# Dataset extract
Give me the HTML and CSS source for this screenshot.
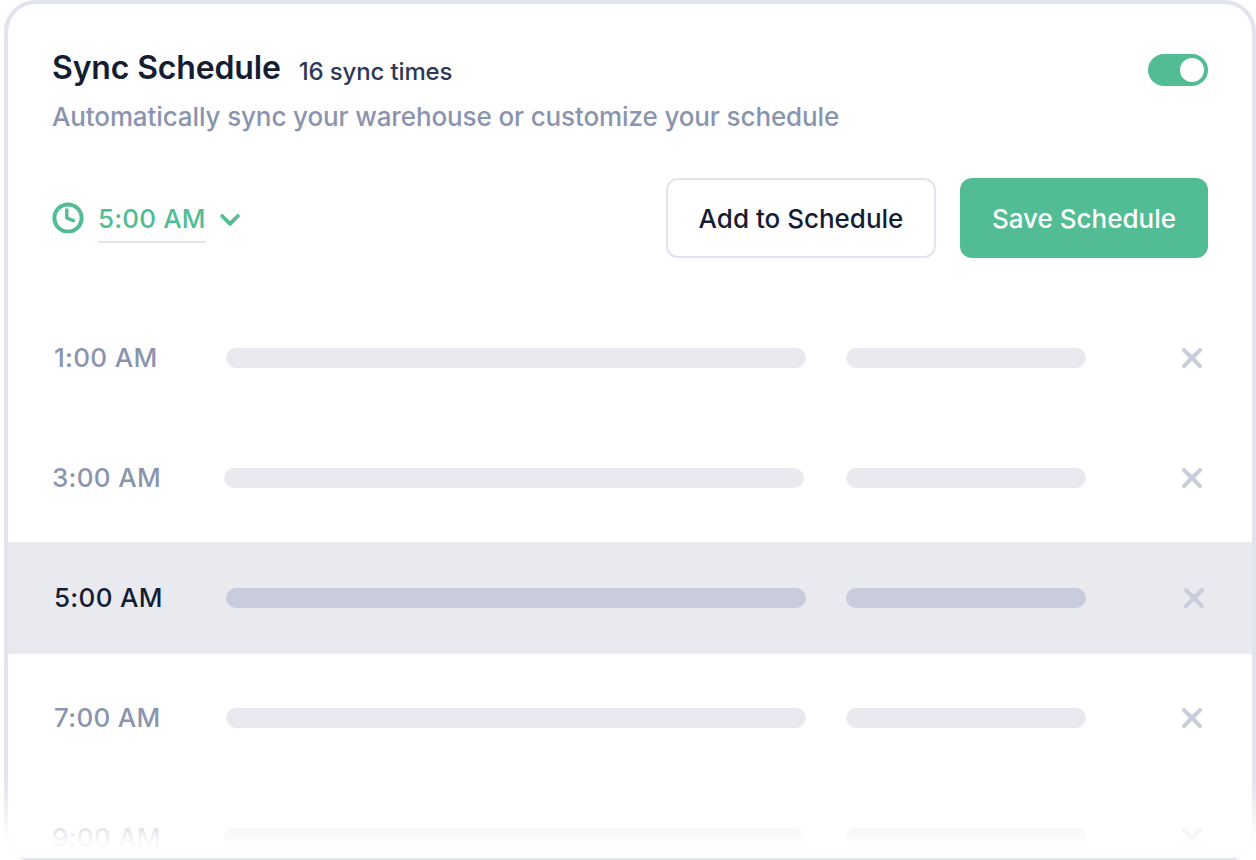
FILE: index.html
```html
<!DOCTYPE html>
<html lang="en">
<head>
	<meta charset="UTF-8">
	<title>Sync Schedule</title>
	<link rel="stylesheet" href="styles.css">
</head>
<body>
	<div class="card">
		<div class="head">
			<div class="head-text">
				<div class="title-line">
					<h1 class="title">Sync Schedule</h1>
					<span class="count">16 sync times</span>
				</div>
				<p class="desc">Automatically sync your warehouse or customize your schedule</p>
			</div>
			<div class="toggle"><span class="knob"></span></div>
		</div>

		<div class="controls">
			<svg class="clock" width="32" height="32" viewBox="0 0 32 32" fill="none">
				<circle cx="16" cy="16" r="13.6" stroke="#52bd94" stroke-width="4"/>
				<path d="M14.8 8V16L21.5 18.6" stroke="#52bd94" stroke-width="3.4" stroke-linecap="round" stroke-linejoin="round"/>
			</svg>
			<span class="time-pick">5:00 AM</span>
			<svg class="chevron" width="20" height="12" viewBox="0 0 20 12" fill="none">
				<path d="M2.2 2L10 9.8L17.8 2" stroke="#52bd94" stroke-width="3.8" stroke-linecap="round" stroke-linejoin="round"/>
			</svg>
			<div class="buttons">
				<button class="btn btn-line">Add to Schedule</button>
				<button class="btn btn-green">Save Schedule</button>
			</div>
		</div>

		<div class="rows">
			<div class="row">
				<span class="time">1:00 AM</span>
				<span class="bar bar-long"></span>
				<span class="bar bar-short"></span>
				<svg class="close" width="24" height="24" viewBox="0 0 24 24"><path d="M4 4L20 20M20 4L4 20"/></svg>
			</div>
			<div class="row row-shift">
				<span class="time">3:00 AM</span>
				<span class="bar bar-long"></span>
				<span class="bar bar-short"></span>
				<svg class="close" width="24" height="24" viewBox="0 0 24 24"><path d="M4 4L20 20M20 4L4 20"/></svg>
			</div>
			<div class="row row-active">
				<span class="time">5:00 AM</span>
				<span class="bar bar-long"></span>
				<span class="bar bar-short"></span>
				<svg class="close" width="24" height="24" viewBox="0 0 24 24"><path d="M4 4L20 20M20 4L4 20"/></svg>
			</div>
			<div class="row">
				<span class="time">7:00 AM</span>
				<span class="bar bar-long"></span>
				<span class="bar bar-short"></span>
				<svg class="close" width="24" height="24" viewBox="0 0 24 24"><path d="M4 4L20 20M20 4L4 20"/></svg>
			</div>
			<div class="row row-shift row-last">
				<span class="time">9:00 AM</span>
				<span class="bar bar-long"></span>
				<span class="bar bar-short"></span>
				<svg class="close" width="24" height="24" viewBox="0 0 24 24"><path d="M4 4L20 20M20 4L4 20"/></svg>
			</div>
		</div>

		<div class="fade"></div>
	</div>
</body>
</html>
```

FILE: styles.css
```css
html, body{
	margin: 0;
	height: 860px;
	background: #fff;
	overflow: hidden;
}
body{
	padding-left: 4px;
	box-sizing: border-box;
	font-family: "Inter", "Liberation Sans", sans-serif;
	color: #101840;
}
/* card runs a little past the bottom of the window, only 2px of its border shows */
.card{
	position: relative;
	display: flex;
	flex-direction: column;
	box-sizing: border-box;
	width: 1252px;
	height: 862px;
	border: 4px solid #e1e4ec;
	border-radius: 32px;
	background: #fff;
}

/* header */
.head{
	display: flex;
	justify-content: space-between;
	align-items: flex-start;
	padding: 44px 44px 0 44px;
}
.title-line{
	display: flex;
	align-items: flex-start;
	gap: 18px;
}
.title{
	margin: 0;
	font-size: 32px;
	line-height: 40px;
	font-weight: 600;
	letter-spacing: -0.15px;
	color: #141d33;
}
.count{
	margin-top: 8px;
	font-size: 24px;
	line-height: 32px;
	font-weight: 500;
	letter-spacing: -0.15px;
	color: #2d3856;
}
.desc{
	margin: 13px 0 0;
	font-size: 26px;
	line-height: 32px;
	font-weight: 500;
	letter-spacing: -0.12px;
	color: #8a94ae;
}
.toggle{
	display: flex;
	justify-content: flex-end;
	align-items: center;
	box-sizing: border-box;
	width: 60px;
	height: 32px;
	margin-top: 6px;
	padding-right: 4px;
	border-radius: 16px;
	background: #52bd94;
}
.knob{
	width: 24px;
	height: 24px;
	border-radius: 50%;
	background: #fff;
}

/* time picker + buttons */
.controls{
	display: flex;
	align-items: center;
	padding: 45px 44px 0 44px;
}
.clock{
	flex: none;
}
.time-pick{
	margin: 10px 0 0 14px;
	padding: 0 0 6px;
	border-bottom: 2px solid #e1e4ec;
	font-size: 26px;
	line-height: 32px;
	font-weight: 500;
	letter-spacing: 0.15px;
	color: #52bd94;
}
.chevron{
	flex: none;
	margin: 4px 0 0 14px;
}
.buttons{
	display: flex;
	gap: 24px;
	margin-left: auto;
}
.btn{
	box-sizing: border-box;
	height: 80px;
	border-radius: 12px;
	font-family: inherit;
	font-size: 26px;
	font-weight: 500;
}
.btn-line{
	width: 270px;
	border: 2px solid #e1e4ec;
	background: #fff;
	color: #141d33;
}
.btn-green{
	width: 248px;
	border: 0;
	background: #52bd94;
	color: #fff;
}

/* list */
.rows{
	display: flex;
	flex-direction: column;
	flex: 1;
	min-height: 0;
	gap: 8px;
	margin-top: 44px;
	overflow: hidden;
}
.row{
	display: flex;
	align-items: center;
	flex: none;
	height: 112px;
	padding-left: 46px;
}
.time{
	width: 172px;
	flex: none;
	margin-bottom: 2px;
	font-size: 26px;
	font-weight: 500;
	letter-spacing: 0.3px;
	color: #8a94ae;
}
.bar{
	flex: none;
	height: 20px;
	border-radius: 10px;
	background: #e9eaf0;
}
.bar-long{
	width: 580px;
	margin-right: 40px;
}
.bar-short{
	width: 240px;
	margin-right: 94px;
}
.close{
	flex: none;
	fill: none;
	stroke: #c9ccda;
	stroke-width: 4;
	stroke-linecap: round;
}
.row-shift{
	padding-left: 44px;
}
.row-shift .bar-long{
	margin-right: 42px;
}
.row-active{
	background: #e9eaf0;
}
.row-active .time{
	color: #141d33;
}
.row-active .bar{
	background: #c9ccda;
}
.row-active .bar-short{
	margin-right: 96px;
}
/* darker under the fade so the bars don't vanish */
.row-last .bar{
	background: #dcdee7;
}

/* list and side borders fade out, bottom border stays on top */
.fade{
	position: absolute;
	left: -4px;
	right: -4px;
	bottom: 0;
	height: 80px;
	background: linear-gradient(rgba(255,255,255,0), rgba(255,255,255,0.94) 80%);
}
```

# Task statement
Reproduce all of the data exactly, omitting each picture it holds.

# The completed task
Give me the HTML and CSS source for this screenshot.
FILE: index.html
```html
<!DOCTYPE html>
<html lang="en">
<head>
	<meta charset="UTF-8">
	<title>Sync Schedule</title>
	<link rel="stylesheet" href="styles.css">
</head>
<body>
	<div class="card">
		<div class="head">
			<div class="head-text">
				<div class="title-line">
					<h1 class="title">Sync Schedule</h1>
					<span class="count">16 sync times</span>
				</div>
				<p class="desc">Automatically sync your warehouse or customize your schedule</p>
			</div>
			<div class="toggle"><span class="knob"></span></div>
		</div>

		<div class="controls">
			<svg class="clock" width="32" height="32" viewBox="0 0 32 32" fill="none">
				<circle cx="16" cy="16" r="13.6" stroke="#52bd94" stroke-width="4"/>
				<path d="M14.8 8V16L21.5 18.6" stroke="#52bd94" stroke-width="3.4" stroke-linecap="round" stroke-linejoin="round"/>
			</svg>
			<span class="time-pick">5:00 AM</span>
			<svg class="chevron" width="20" height="12" viewBox="0 0 20 12" fill="none">
				<path d="M2.2 2L10 9.8L17.8 2" stroke="#52bd94" stroke-width="3.8" stroke-linecap="round" stroke-linejoin="round"/>
			</svg>
			<div class="buttons">
				<button class="btn btn-line">Add to Schedule</button>
				<button class="btn btn-green">Save Schedule</button>
			</div>
		</div>

		<div class="rows">
			<div class="row">
				<span class="time">1:00 AM</span>
				<span class="bar bar-long"></span>
				<span class="bar bar-short"></span>
				<svg class="close" width="24" height="24" viewBox="0 0 24 24"><path d="M4 4L20 20M20 4L4 20"/></svg>
			</div>
			<div class="row row-shift">
				<span class="time">3:00 AM</span>
				<span class="bar bar-long"></span>
				<span class="bar bar-short"></span>
				<svg class="close" width="24" height="24" viewBox="0 0 24 24"><path d="M4 4L20 20M20 4L4 20"/></svg>
			</div>
			<div class="row row-active">
				<span class="time">5:00 AM</span>
				<span class="bar bar-long"></span>
				<span class="bar bar-short"></span>
				<svg class="close" width="24" height="24" viewBox="0 0 24 24"><path d="M4 4L20 20M20 4L4 20"/></svg>
			</div>
			<div class="row">
				<span class="time">7:00 AM</span>
				<span class="bar bar-long"></span>
				<span class="bar bar-short"></span>
				<svg class="close" width="24" height="24" viewBox="0 0 24 24"><path d="M4 4L20 20M20 4L4 20"/></svg>
			</div>
			<div class="row row-shift row-last">
				<span class="time">9:00 AM</span>
				<span class="bar bar-long"></span>
				<span class="bar bar-short"></span>
				<svg class="close" width="24" height="24" viewBox="0 0 24 24"><path d="M4 4L20 20M20 4L4 20"/></svg>
			</div>
		</div>

		<div class="fade"></div>
	</div>
</body>
</html>
```

FILE: styles.css
```css
html, body{
	margin: 0;
	height: 860px;
	background: #fff;
	overflow: hidden;
}
body{
	padding-left: 4px;
	box-sizing: border-box;
	font-family: "Inter", "Liberation Sans", sans-serif;
	color: #101840;
}
/* card runs a little past the bottom of the window, only 2px of its border shows */
.card{
	position: relative;
	display: flex;
	flex-direction: column;
	box-sizing: border-box;
	width: 1252px;
	height: 862px;
	border: 4px solid #e1e4ec;
	border-radius: 32px;
	background: #fff;
}

/* header */
.head{
	display: flex;
	justify-content: space-between;
	align-items: flex-start;
	padding: 44px 44px 0 44px;
}
.title-line{
	display: flex;
	align-items: flex-start;
	gap: 18px;
}
.title{
	margin: 0;
	font-size: 32px;
	line-height: 40px;
	font-weight: 600;
	letter-spacing: -0.15px;
	color: #141d33;
}
.count{
	margin-top: 8px;
	font-size: 24px;
	line-height: 32px;
	font-weight: 500;
	letter-spacing: -0.15px;
	color: #2d3856;
}
.desc{
	margin: 13px 0 0;
	font-size: 26px;
	line-height: 32px;
	font-weight: 500;
	letter-spacing: -0.12px;
	color: #8a94ae;
}
.toggle{
	display: flex;
	justify-content: flex-end;
	align-items: center;
	box-sizing: border-box;
	width: 60px;
	height: 32px;
	margin-top: 6px;
	padding-right: 4px;
	border-radius: 16px;
	background: #52bd94;
}
.knob{
	width: 24px;
	height: 24px;
	border-radius: 50%;
	background: #fff;
}

/* time picker + buttons */
.controls{
	display: flex;
	align-items: center;
	padding: 45px 44px 0 44px;
}
.clock{
	flex: none;
}
.time-pick{
	margin: 10px 0 0 14px;
	padding: 0 0 6px;
	border-bottom: 2px solid #e1e4ec;
	font-size: 26px;
	line-height: 32px;
	font-weight: 500;
	letter-spacing: 0.15px;
	color: #52bd94;
}
.chevron{
	flex: none;
	margin: 4px 0 0 14px;
}
.buttons{
	display: flex;
	gap: 24px;
	margin-left: auto;
}
.btn{
	box-sizing: border-box;
	height: 80px;
	border-radius: 12px;
	font-family: inherit;
	font-size: 26px;
	font-weight: 500;
}
.btn-line{
	width: 270px;
	border: 2px solid #e1e4ec;
	background: #fff;
	color: #141d33;
}
.btn-green{
	width: 248px;
	border: 0;
	background: #52bd94;
	color: #fff;
}

/* list */
.rows{
	display: flex;
	flex-direction: column;
	flex: 1;
	min-height: 0;
	gap: 8px;
	margin-top: 44px;
	overflow: hidden;
}
.row{
	display: flex;
	align-items: center;
	flex: none;
	height: 112px;
	padding-left: 46px;
}
.time{
	width: 172px;
	flex: none;
	margin-bottom: 2px;
	font-size: 26px;
	font-weight: 500;
	letter-spacing: 0.3px;
	color: #8a94ae;
}
.bar{
	flex: none;
	height: 20px;
	border-radius: 10px;
	background: #e9eaf0;
}
.bar-long{
	width: 580px;
	margin-right: 40px;
}
.bar-short{
	width: 240px;
	margin-right: 94px;
}
.close{
	flex: none;
	fill: none;
	stroke: #c9ccda;
	stroke-width: 4;
	stroke-linecap: round;
}
.row-shift{
	padding-left: 44px;
}
.row-shift .bar-long{
	margin-right: 42px;
}
.row-active{
	background: #e9eaf0;
}
.row-active .time{
	color: #141d33;
}
.row-active .bar{
	background: #c9ccda;
}
.row-active .bar-short{
	margin-right: 96px;
}
/* darker under the fade so the bars don't vanish */
.row-last .bar{
	background: #dcdee7;
}

/* list and side borders fade out, bottom border stays on top */
.fade{
	position: absolute;
	left: -4px;
	right: -4px;
	bottom: 0;
	height: 80px;
	background: linear-gradient(rgba(255,255,255,0), rgba(255,255,255,0.94) 80%);
}
```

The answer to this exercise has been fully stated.